Nah, yang saya bingung, harga impor kenapa bisa murah banget? Padahal rupiah makin loyo dikisaran Rp 13.700-an? Impor ini juga bisa memicu pelemahan rupiah juga, sebagai hubungan timbal balik. 

Beberapa kejanggalan impor daging sapi oleh pemerintah ini menurut saya:

1. Mulai dari Tom Lembong, Amran, Rini  hingga Jokowi tidak pernah menyebutkan negara asal impor daging sapi lainnya, selain Australia. Mereka hanya menyebut 'negara lain'. Ini harus diwaspadai, karena banyak negara di dunia yang belum bebas dari penyakit mulut dan kaki (PMK) pada sapi, seperti India atau Brazil. Membeli daging impor dari beberapa negara ini bisa jadi akan sangat murah, tetapi beresiko tertular PMK. Padahal Indonesia sudah bebas dari PMK pada sapi. 

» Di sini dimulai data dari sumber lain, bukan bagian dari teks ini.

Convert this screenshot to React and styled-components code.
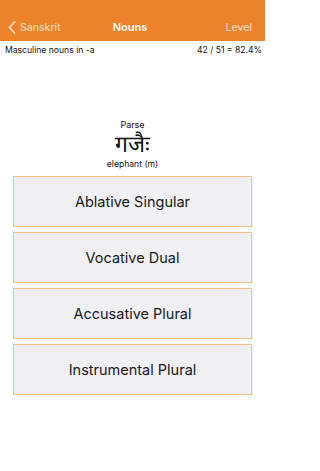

2. Yang diimpor adalah daging beku. Daging beku ini menyesatkan dari sisi beratnya (karena lebih 'berair'), kemudian juga dari sisi kualitasnya. Ketua Asosiasi Pedagang Daging, Asnawi, pernah mengungkapkan bahwa daging beku ini bisa murah karena merupakan daging sapi yang amat tua, sudah saatnya dimusnahkan. Di Australia daging jenis ini untuk makanan hewan peliharaan, dan hanya dihargai Rp 10.000/kg. Jadi dengan biaya pengiriman dan administrasi, kalau harga jual Rp 80.000/kg, importir akan mendapatkan marjin keuntungan yang luar biasa. 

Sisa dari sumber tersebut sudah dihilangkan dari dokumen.